When writing about generations, journalists should heed the wisdom of Ecclesiastes 1:9.
While there are, occasionally, new things under the sun, Americans’ choices and behaviors don’t change much over the long term.
A few years ago, the mainstream media’s group-thinkers passively transmitted the message that Millennials — the cohort generally defined as those born in the 1980s and 1990s — wholly rejected the lifestyles of their forebears. Teens and 20-somethings didn’t want to drive cars. They preferred to settle down in high-density urban cores. Politically, they wouldn’t drift from left to right, as previous generations did. Swooning over President Barack Obama’s lofty calls to eliminate “income inequality” and combat “climate change,” they’d consistently cast ballots for liberal Democrats, for decades to come.
Clear-headed economic and demographic analysts never bought the Millennials-as-progressive-foot-soldiers narrative. Observers with a longer historical perspective understood that truly fundamental, and permanent, cultural changes are rare.
And now, data are starting to confirm our suspicion that Millennials aren’t so unique.
Automobiles are a good place to start. In an April story, Bloomberg reported that Millennials “accounted for 27 percent of new car sales in the U.S. last year, up from 18 percent in 2010. … They’ve zoomed past Gen X to become the second-largest group of new car buyers after their boomer parents. Millennials are starting to find jobs and relocating to the suburbs and smaller cities, where public transport is spotty.” Poring over the newest numbers, Mark P. Mills, a senior fellow at the Manhattan Institute, found that a “Millennial car-buying boom has started. And their preferred car is not a Prius or Tesla, but station wagons and SUVs, and for the leading edge income-earners, luxury and sports cars.”

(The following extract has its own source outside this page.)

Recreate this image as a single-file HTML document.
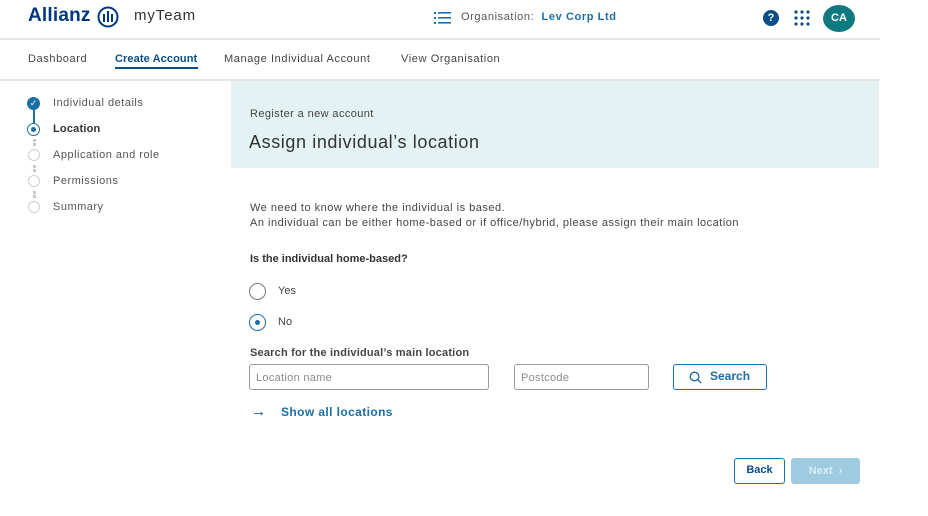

Polling contradicts the lazy meme that young adults are locked in to urban living. In January, the National Association of Home Builders released a survey of prospective homebuyers born after 1977. “Two-thirds … wanted to reside in a suburban neighborhood, compared to 10 percent wanting to own a home in a central city. Nearly a quarter of residents wanted to be outside large metropolitan areas entirely, preferring rural housing.”
“It’s easy to assume that Millennials love cities simply because so many of them live there,” wrote The Atlantic’s Joe Pinsker, “but it looks like a majority of them, after a stint in a city, still yearn for the same thing their parents pursued: a single-family home in a suburban neighborhood.”
Earlier this month, Forbes’s Daren Blomquist found that Millennials are “leading the way when it comes to reviving homeownership rates,” with the cohort accounting “for most of the surge in home sales that we saw in the second quarter of 2015.”
Again, it was to be expected. Scholar Joel Kotkin’s rule that “people with children tend to avoid urban cores, even in the most gentrified environments in cities,” has been in effect for decades. In 1986, Newsweek lamented that Boomers “are leaving the cities for the same reasons their parents did: a better life for their children or, in some cases, for their dogs. They are discovering how little appeal such urban amenities as art galleries and Ethiopian restaurants hold for three-year-olds of either species; and, equally important, how parenthood shrinks one’s tolerance for urban annoyances such as used hypodermic needles on the sidewalks.”
Finally, evidence is accumulating that Millennials embraced Obama due to disdain for George W. Bush’s disastrous presidency, not a steadfast dedication to moonbattery. Young voters did not vote in big numbers in 2010 and 2014, when the president’s party desperately needed help. Assessing an August poll by Quinnipiac University, neocon pundit Michael Barone noted that of the none of the 2016 Democratic presidential candidates, “not even the universally known Hillary Clinton, come close to matching Obama’s percentage of the Millennial vote, while the Republicans, all lesser known at this point, are within the margin of error of John McCain’s percentage in 2008 and come fairly close to Mitt Romney’s somewhat higher Millennial percentage in 2012.” Reviewing a Harvard Institute of Politics poll, TownHall.com’s Matt Vespa blogged that younger Millennials “aren’t as liberal. In fact, there’s less than a 10-point gap between those who identify as a Democrat or Republicans in the 18-20-year-old bracket.”
It’s unlikely that Millennials will ever be thoroughly committed to liberty-oriented public policy. Americans of all generations have grown accustomed to Big Government, and barring an economic/fiscal collapse, look for Washington’s tax-and-spend machine to remain on autopilot. But the claim that Millennials are destined for liberal living and liberal voting is unquestionably cracking.